Generally speaking, yes. The main exceptions consist of her being under certain form of fiduciary duty toward the company of which she is shorting stock, or (2) her transactions being motivated by superior knowledge resembling insider trading or fraud.

Absent an element of fiduciary duty or insider trading, what you describe is an entirely valid arms-length transaction. Indeed, this happens all the time in financial markets, except that a lawful asymmetry of information may come in forms other than the scientific discovery of new metallic alloys (example: statistical models developed by the entity).

Searching for case law containing the terms in italics will show you how these concepts supposedly are applied. For instance, see Procter & Gamble Co. v. Bankers Trust, 925 F.Supp. 1270 (1996):

No fiduciary relationship exists ... [where] the two parties were acting and contracting at arm's length. Moreover, courts have rejected the proposition that a fiduciary relationship can arise between parties to a business relationship.

(citations omitted)

You will notice that the court in Procter & Gamble points to case law in the sense that a party's superior knowledge imposes on him a contractual duty to disclose that information. But the notion of superior knowlege as applied in case law seems typically narrowed down to situations where the seller conceals defects for which he is responsible (Haberman v. Greenspan, 82 Misc.2d 263 (1975)) or when the concealment resembles fraud. Haberman points to a case of fraud

where (1) the seller of a boat before the sale took it from where it lay and placed it afloat in a dock to prevent the examination of the bottom which the seller knew to be unsound [...]; and (2) where the seller of a log of mahogany turned it in order to conceal a hole

(citations omitted).

That is different from the superior knowledge that a party obtains through the design of superseding techniques.
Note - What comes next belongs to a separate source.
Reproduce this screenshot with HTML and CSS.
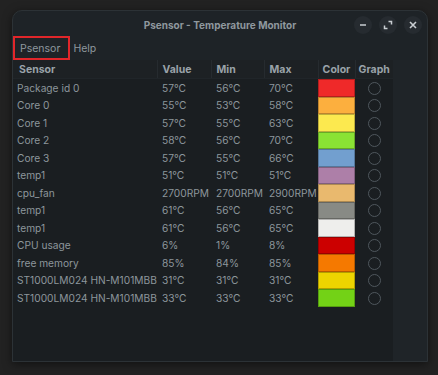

It would be extremely inept for a court to rule against a party for trading without first bringing everyone up to speed as to her superseding developments. Not only that would contradict the tenets of trade secrets, perhaps patents, and so forth, but in the context you outline it would create inconsistencies with respect to other financial instruments associated to the same perception of downside risk that is inherent to taking a short position on stocks.